A Venuta, P Bertolani
cholecystitis, hepatitis, hepatitis-a-virus hav
A Venuta, P Bertolani. Acute Cholecystitis In A Child With HAV Infection. The Internet Journal of Pediatrics and Neonatology. 2006 Volume 6 Number 2.
We report a case of acute cholecystitis in a 2-year-old male child with hepatitis A virus (HAV) infection. The occurrence of this complication is rare, but must be kept in mind, as it can lead to gangrene and perforation of cholecystic wall and become a surgical emergency
A 2 year-old male child of Iranian ancestry, but living in Italy, was admitted with jaundice following four days of relapsing-remitting high fever, nausea and vomiting. On the third day he presented with a febrile generalised convulsion. On examination he appeared jaundiced and dehydrated. His temperature was 39°C, the respiratory rate was 40/min and he was tachycardic (110/min). The right upper quadrant of his abdomen was tender with an exquisite Murphy sign. Mild splenomegaly was also observed. There were no features of meningism and no signs of neurodeficit.

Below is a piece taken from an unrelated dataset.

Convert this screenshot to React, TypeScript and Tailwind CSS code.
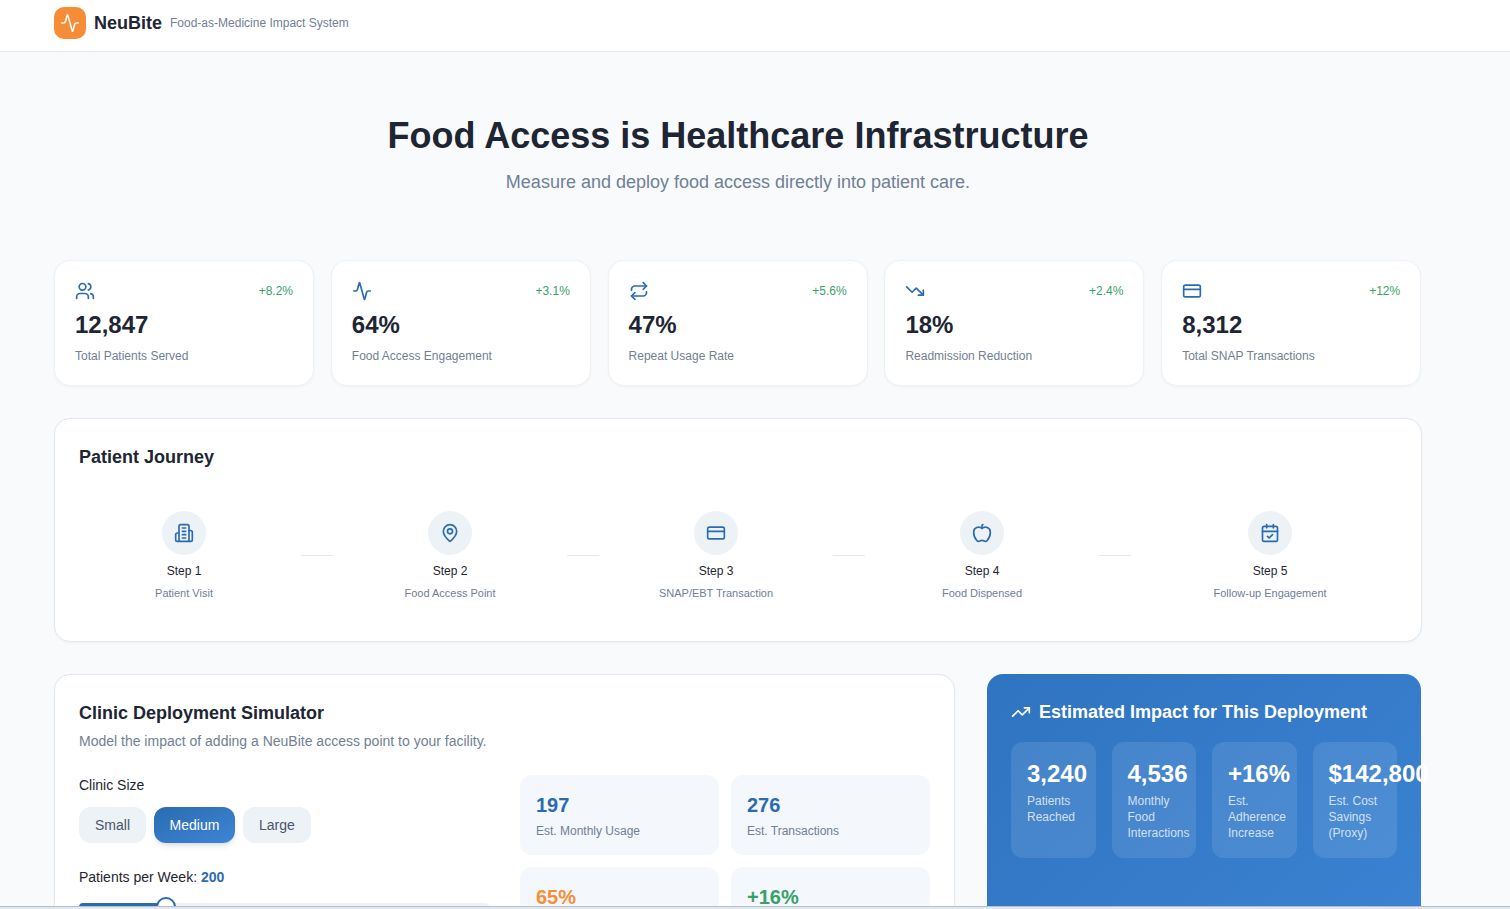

Laboratory studies found a haematocrit of 28%, a low WBC count (3.500/mm3), elevated C reactive protein (12.5 mg/dL), elevated AST (1020 U/L) and ALT (550 U/L), increased total bilirubinemia (5.8 mg/dL) with a direct fraction of 2.8 mg/dL, and prothrombin activity 63%. Serology for viral hepatitis suggested acute hepatitis A infection (anti HAV IgM +), and was negative for other causes (HBsAg (-), anti HBcIgM (-), anti HCV (-)). Serology for salmonellosis and brucellosis were negative. Three serial blood cultures were negative. Stool culture and parasitological examination were negative.
An abdominal ultrasound showed hepatomegaly and increased volume of the gallbladder with no gallstones. Its wall was markedly thickened and microabscesses were noted. A small amount of pericholecystic fluid was present. Sonographic Murphy sign was elicited when the probe was pushed directely on the gallblabber. (Figure1.)
The child was transferred to a surgical ward under observation for conservative treatment. In the following five days symptoms and signs slowly regressed. An abdominal ultrasound was repeated at discharge, 10 days after admission: the gallbladder wall appeared normal and the pericholecystic fluid was reabsorbed. AST was 110 U/L and ALT 249 U/L, WBC count was 5.900 mm3 and thrombocytosis was present (690.000 mm3). At 3-month follow up he was doing well.
Our infant had clinical and echographic signs of cholecystitis during an episode of hepatitis A. Acute cholecystitis in the course of HAV infection is a rare event. Only few cases have been described in adults 1 , 2 , 3 . Mourani et al. reported a case of a 68-year-old man who underwent surgery; an immunohistochemical analysis demonstrated that HAV infected the epithelium of both the intrahepatic bile ducts and the gallbladder 2 . These findings demonstrate that HAV can play a direct role in the pathogenesis of cholestasis and gallbladder abnormalities in course of HAV hepatitis.
Black et al. 4 described a 6-year-old boy admitted to hospital with acute gangrenous cholecystitis requiring emergency cholecystectomy. Examination of the gall-bladder revealed severe inflammation with areas of haemorrhage and necrosis and mucosal sloughing; serology confirmed hepatitis A infection.
Casha et al. 5 reported a 12-year-old girl with abdominal pain and fever with clinical features of cholecystitis. Echography showed thickening of gallbladder wall. In the following days jaundice appeared and HAV hepatitis was demonstrated.
We therefore conclude that cholecystitis is a rare complication of HAV infection that must be kept in mind, as it can lead to gangrene and perforation of cholecystic wall and become a surgical emergency.